Mehrere Kommunen in der Region seien bereits eingestiegen, so die SWU-Vertreter. Unter anderem macht die Stadt Vöhringen mit, die das Paket als eine der ersten im Juli 2018 noch zum vergünstigten Preis von 7500 Euro bekommen hat.
Im Sendener Stadtrat wurde das Konzept kritisch gesehen. Rainer Strobl (CSU) brachte auf den Punkt, was viele ansprachen: „Wenn ich in Wullenstetten wohne, radel ich erst mal zu Brenners Genusswelt, steige da ins Auto ein, kaufe ein, bringe die Einkäufe nach Hause, fahre zurück und muss dann wieder mit dem Rad heimfahren – und das alles womöglich im Regen.“Der Standort, erwiderten die SWU-Vertreter, lasse sich individuell festlegen. Pit Ehrenberg (Grüne) wollte den Spieß umdrehen: „Warum sollten wir Ihnen Geld geben, wenn Sie mit dem Produkt Geld verdienen wollen?“Viel eher sollten die SWU Senden etwas bezahlen, damit sie vor Ort die Ladesäulen aufstellen dürfen.
An der evangelischen Kirche gibt es bereits eine Ladesäule mit zwei Lademöglichkeiten.
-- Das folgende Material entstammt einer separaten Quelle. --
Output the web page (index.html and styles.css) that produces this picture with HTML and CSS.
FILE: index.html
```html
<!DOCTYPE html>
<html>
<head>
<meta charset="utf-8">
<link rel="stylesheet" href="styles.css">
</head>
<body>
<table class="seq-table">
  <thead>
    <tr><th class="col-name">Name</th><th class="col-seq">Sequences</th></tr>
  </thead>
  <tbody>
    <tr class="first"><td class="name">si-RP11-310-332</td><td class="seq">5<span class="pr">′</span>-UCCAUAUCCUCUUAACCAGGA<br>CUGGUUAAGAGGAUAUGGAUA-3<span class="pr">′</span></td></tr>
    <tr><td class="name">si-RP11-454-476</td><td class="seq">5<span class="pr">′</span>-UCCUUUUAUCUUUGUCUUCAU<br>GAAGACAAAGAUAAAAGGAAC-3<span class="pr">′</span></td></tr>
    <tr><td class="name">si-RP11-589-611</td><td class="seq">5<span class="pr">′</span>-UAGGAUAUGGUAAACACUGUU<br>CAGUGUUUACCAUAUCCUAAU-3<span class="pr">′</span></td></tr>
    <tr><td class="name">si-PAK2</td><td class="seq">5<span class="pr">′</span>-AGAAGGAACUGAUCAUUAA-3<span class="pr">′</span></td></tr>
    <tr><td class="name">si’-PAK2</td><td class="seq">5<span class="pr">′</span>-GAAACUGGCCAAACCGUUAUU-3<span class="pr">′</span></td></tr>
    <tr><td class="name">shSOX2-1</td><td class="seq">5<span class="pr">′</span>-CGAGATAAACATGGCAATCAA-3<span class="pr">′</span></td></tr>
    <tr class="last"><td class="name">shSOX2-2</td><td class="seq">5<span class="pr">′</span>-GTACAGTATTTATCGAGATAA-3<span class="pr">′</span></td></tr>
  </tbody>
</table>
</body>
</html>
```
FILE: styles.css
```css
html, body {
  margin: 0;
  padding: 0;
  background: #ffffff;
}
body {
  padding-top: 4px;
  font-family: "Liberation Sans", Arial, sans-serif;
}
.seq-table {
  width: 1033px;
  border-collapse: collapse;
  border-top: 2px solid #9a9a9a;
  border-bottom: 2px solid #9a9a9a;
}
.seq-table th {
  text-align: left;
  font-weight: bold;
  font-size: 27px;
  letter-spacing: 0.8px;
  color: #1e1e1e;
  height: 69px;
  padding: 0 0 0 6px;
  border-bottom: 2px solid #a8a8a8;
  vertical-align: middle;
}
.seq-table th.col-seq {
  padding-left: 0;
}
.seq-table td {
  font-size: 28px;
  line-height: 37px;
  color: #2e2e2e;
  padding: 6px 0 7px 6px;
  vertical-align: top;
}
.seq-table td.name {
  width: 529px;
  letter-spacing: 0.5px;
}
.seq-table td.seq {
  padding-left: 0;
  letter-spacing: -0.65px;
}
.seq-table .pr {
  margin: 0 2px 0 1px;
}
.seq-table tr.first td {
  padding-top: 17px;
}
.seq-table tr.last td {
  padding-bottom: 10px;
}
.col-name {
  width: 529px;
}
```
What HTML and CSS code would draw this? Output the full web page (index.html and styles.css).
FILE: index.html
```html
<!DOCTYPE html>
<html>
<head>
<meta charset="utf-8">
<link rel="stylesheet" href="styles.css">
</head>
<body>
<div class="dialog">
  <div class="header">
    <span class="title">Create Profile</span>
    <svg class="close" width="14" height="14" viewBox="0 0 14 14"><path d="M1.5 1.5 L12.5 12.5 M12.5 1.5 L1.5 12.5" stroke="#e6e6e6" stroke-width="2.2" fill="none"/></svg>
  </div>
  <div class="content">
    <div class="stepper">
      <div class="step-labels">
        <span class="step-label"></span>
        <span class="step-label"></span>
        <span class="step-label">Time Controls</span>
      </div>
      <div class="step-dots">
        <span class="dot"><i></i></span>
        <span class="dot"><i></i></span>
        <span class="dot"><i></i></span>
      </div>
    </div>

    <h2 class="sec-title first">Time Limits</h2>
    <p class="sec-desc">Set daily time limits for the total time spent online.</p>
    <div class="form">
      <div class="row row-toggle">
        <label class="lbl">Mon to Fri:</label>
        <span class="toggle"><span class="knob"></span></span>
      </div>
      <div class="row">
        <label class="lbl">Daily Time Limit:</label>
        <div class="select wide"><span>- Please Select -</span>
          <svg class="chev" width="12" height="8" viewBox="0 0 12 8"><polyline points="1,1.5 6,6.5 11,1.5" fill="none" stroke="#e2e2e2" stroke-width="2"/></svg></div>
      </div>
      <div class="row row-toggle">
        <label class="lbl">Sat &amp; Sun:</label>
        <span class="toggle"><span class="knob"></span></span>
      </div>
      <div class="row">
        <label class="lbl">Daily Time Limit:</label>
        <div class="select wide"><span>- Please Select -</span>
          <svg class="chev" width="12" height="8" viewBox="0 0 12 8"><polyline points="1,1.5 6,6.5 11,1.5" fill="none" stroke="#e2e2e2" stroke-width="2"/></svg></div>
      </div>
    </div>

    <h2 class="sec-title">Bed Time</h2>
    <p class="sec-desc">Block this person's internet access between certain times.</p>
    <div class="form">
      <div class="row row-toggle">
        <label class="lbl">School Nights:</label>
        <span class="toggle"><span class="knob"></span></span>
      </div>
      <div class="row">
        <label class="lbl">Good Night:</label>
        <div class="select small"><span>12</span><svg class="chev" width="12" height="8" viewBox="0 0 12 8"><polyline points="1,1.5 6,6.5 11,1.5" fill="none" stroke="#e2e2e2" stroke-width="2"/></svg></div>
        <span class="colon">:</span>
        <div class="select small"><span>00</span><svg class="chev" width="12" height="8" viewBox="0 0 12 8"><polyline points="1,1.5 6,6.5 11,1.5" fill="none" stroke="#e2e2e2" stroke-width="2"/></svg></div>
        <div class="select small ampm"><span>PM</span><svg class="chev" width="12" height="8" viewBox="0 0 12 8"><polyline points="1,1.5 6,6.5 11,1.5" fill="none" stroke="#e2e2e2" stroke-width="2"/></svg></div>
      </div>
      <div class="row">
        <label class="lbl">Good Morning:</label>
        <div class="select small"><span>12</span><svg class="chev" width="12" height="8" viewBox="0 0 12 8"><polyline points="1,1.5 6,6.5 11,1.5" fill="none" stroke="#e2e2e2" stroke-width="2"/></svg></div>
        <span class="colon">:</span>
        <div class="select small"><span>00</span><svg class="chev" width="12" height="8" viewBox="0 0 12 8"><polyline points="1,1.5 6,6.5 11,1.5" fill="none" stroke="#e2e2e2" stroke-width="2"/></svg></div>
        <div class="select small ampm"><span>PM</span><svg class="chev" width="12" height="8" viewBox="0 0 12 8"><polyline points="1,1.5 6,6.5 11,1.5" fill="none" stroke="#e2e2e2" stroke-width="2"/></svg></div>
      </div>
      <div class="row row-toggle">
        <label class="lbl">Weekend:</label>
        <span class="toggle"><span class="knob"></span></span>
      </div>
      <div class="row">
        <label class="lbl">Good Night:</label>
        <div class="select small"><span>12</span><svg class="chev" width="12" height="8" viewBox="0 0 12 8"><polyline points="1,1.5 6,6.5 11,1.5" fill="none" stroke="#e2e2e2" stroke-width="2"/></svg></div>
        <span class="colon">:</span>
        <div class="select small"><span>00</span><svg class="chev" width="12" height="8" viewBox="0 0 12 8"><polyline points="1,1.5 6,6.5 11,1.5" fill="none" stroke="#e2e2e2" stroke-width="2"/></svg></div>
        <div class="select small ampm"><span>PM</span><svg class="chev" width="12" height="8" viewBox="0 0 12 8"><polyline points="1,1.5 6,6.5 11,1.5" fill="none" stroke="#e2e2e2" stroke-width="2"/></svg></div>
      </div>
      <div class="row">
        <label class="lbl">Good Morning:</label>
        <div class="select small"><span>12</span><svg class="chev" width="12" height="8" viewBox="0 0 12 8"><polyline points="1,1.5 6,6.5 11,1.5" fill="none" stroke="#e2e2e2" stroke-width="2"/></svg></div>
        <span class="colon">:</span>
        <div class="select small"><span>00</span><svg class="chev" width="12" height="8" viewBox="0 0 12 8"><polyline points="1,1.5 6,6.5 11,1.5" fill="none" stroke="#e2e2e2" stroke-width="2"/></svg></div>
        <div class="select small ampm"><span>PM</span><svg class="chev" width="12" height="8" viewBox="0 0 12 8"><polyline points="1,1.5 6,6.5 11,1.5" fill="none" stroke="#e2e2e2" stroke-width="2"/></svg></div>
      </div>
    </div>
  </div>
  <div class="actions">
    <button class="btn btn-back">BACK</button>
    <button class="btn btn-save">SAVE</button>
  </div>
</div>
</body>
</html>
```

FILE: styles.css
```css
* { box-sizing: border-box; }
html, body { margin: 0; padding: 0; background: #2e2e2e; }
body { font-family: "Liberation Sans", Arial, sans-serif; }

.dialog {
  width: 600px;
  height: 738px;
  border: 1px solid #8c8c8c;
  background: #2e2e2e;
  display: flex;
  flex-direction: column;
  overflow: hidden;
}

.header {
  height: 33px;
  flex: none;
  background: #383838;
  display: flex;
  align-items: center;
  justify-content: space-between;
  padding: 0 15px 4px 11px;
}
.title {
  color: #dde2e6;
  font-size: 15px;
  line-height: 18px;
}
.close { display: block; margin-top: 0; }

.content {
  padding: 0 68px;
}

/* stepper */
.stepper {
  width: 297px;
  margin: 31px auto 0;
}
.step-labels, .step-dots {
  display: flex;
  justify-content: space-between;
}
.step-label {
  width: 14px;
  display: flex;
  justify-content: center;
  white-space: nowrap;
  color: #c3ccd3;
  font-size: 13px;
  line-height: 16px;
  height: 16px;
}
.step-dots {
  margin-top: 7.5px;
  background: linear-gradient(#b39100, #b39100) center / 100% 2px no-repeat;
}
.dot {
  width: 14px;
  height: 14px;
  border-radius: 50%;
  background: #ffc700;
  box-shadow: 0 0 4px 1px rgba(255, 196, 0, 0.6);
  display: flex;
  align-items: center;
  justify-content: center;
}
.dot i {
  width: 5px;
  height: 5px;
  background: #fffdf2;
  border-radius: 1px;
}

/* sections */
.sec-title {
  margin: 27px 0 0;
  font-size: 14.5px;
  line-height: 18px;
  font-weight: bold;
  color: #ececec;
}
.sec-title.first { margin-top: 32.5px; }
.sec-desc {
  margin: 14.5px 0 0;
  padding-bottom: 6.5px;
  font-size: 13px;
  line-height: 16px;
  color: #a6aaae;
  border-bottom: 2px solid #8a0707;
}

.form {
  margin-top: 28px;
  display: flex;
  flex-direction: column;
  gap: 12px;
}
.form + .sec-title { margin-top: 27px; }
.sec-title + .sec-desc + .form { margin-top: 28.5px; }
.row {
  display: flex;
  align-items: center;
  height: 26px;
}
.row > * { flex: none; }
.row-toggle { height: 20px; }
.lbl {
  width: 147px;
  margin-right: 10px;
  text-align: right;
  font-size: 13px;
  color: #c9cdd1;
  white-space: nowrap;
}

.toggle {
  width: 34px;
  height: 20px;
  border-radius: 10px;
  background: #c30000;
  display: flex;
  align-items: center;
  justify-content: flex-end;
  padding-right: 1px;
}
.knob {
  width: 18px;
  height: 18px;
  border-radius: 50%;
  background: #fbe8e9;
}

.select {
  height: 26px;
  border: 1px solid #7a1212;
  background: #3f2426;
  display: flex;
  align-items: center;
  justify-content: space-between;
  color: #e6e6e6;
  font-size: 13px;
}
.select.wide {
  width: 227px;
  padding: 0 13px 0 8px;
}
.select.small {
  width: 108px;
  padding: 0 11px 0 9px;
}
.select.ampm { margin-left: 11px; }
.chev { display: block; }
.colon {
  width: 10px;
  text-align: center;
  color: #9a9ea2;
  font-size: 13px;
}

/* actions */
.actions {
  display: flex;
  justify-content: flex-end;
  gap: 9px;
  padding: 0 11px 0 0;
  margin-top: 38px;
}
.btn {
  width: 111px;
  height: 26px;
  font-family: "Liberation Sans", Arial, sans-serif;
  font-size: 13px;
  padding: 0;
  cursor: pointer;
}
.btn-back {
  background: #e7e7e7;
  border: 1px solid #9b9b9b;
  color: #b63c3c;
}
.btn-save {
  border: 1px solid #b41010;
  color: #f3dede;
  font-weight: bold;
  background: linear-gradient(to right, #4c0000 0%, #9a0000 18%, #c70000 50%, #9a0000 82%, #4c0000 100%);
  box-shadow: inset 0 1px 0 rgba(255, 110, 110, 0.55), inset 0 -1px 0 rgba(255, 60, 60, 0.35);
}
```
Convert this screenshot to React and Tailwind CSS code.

Die Auslastung ist gering. Im ganzen August gab es dort beispielsweise zwei Ladevorgänge, im November wurde mit 18-mal am öftesten ein Gefährt aufgeladen. Der Vergleich mit Ulm (hier sind es drei Lademöglichkeiten) zeigt, dass mehr geht: 82 im August, 105 im November. Wenn die Säule in Senden nicht genutzt werde, sagten SWU-Vertreter in der Sitzung, könnte das Paket günstiger werden, da man die Säule spare. Dies ist offensichtlich der Fall. Doch dann steht das Auto möglicherweise wieder in der Kernstadt.
Die Räte haben das Angebot in der Sitzung mit 24 zu sechs Stimmen abgelehnt. Sie führten mehrere Gründe an: Der Erfolg sei ungewiss, „car2go“habe man nach drei Jahren stillschweigend eingestellt, sagte Anton Leger (BiSS). Die Mitarbeiter im Rathaus brauchen dreieinhalb Wochen bei 100 Registrierungen à zehn Minuten und seien ohnehin gut ausgelastet, so Strobl. Wenn dann müsse das Auto in weniger gut angebundenen Ortsteilen wie Aufheim stehen, so Edwin Petruch (Freie Wähler) und Georg Schneider (SPD). Man wolle dies zunächst beobachten, so Strobl.